Eventually, it escaped just my group and (with support from others, including the CEO, who liked the process after seeing some of the documents that I or others shared with them) and is now fairly common in the corporate center for our standardized processes, though not nearly as standardized as I perceive Amazon to be in its use.

Basically: start doing it and stick to it for at least 5 complete cycles. Make sure that influential people (not necessarily org leaders) are public in their praise of well-constructed and effective documents.

Cthulhu_|1 year ago

From experience, yes / kind of; for the project I'm on right now, I introduced ADRs (https://adr.github.io/madr/) as a not-too-formal, but still formal way to talk about technology. This was after ten years of working in more hype-driven culture, where the choice was made by one person, or it was the tech du jour, or some guy spent a weekend playing with it so obviously we should integrate it.

It's a simple shift where people have to do their homework instead of just yeet something over the fence. You want to solve X? Present us with three options and we'll talk about it. You want to introduce Y? But we already use X to solve that, present us with new insights and the justification to spend the time on it.

It's far from perfect and it requires buy-in and (self) discipline, but it's still better than what happened before. Because some companies are still paying the debt of hype-driven development even though the people that introduced it are long gone.

dheera|1 year ago

It also means

- You can't take calls from cars

- People leave 2 bullshit comments like "justification needed" for participation points and then go drink coffee instead of actually reading the doc or googling for said justification

- People waste inordinate amounts of time writing docs for things that could be discussed in 10 minutes

hughesjj|1 year ago

^ exactly, thanks for taking the answer perfectly.

It's basically panel 2 from this:

https://xkcd.com/568/

Beyond the initial publication of the doc, the peer review process is much more sane than trying to review a bunch of power point slides. Similarly, it's much much easier to refer to a well written document when it comes time to implement or reevaluate an idea than going over some power point slides and maybe an associated recording, to say nothing about searchability, discoverability, and maintainability of an actual written document vs PowerPoint slides.
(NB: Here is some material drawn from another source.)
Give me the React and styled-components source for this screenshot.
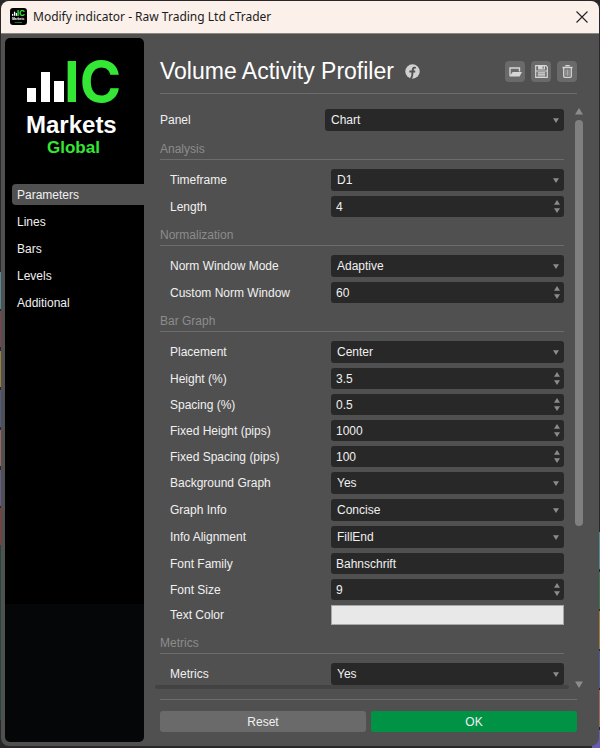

Also, idle side speculation: I wonder how much (if any) one of the underappreciated early employees @ Amazon had a hand in proselytizing this, given she (MacKenzie) is an author.

smnscu|1 year ago

Oof, must suck to work for a company who doesn't use technical design docs well. I quite like Oxide's RFD model, based off Joyent's I assume, given who their CTO is. https://rfd.shared.oxide.computer/rfd/1

nullorempty|1 year ago

In my experience these documents were actually never good. I’ve never seen anyone ask for estimates either. Surely it’s better than some other companies but if it were good they wouldn’t need this absolutely horrific oncall

dbtablesorrows|1 year ago

I believe most tech focused companies do it and it's called design docs / RFCs.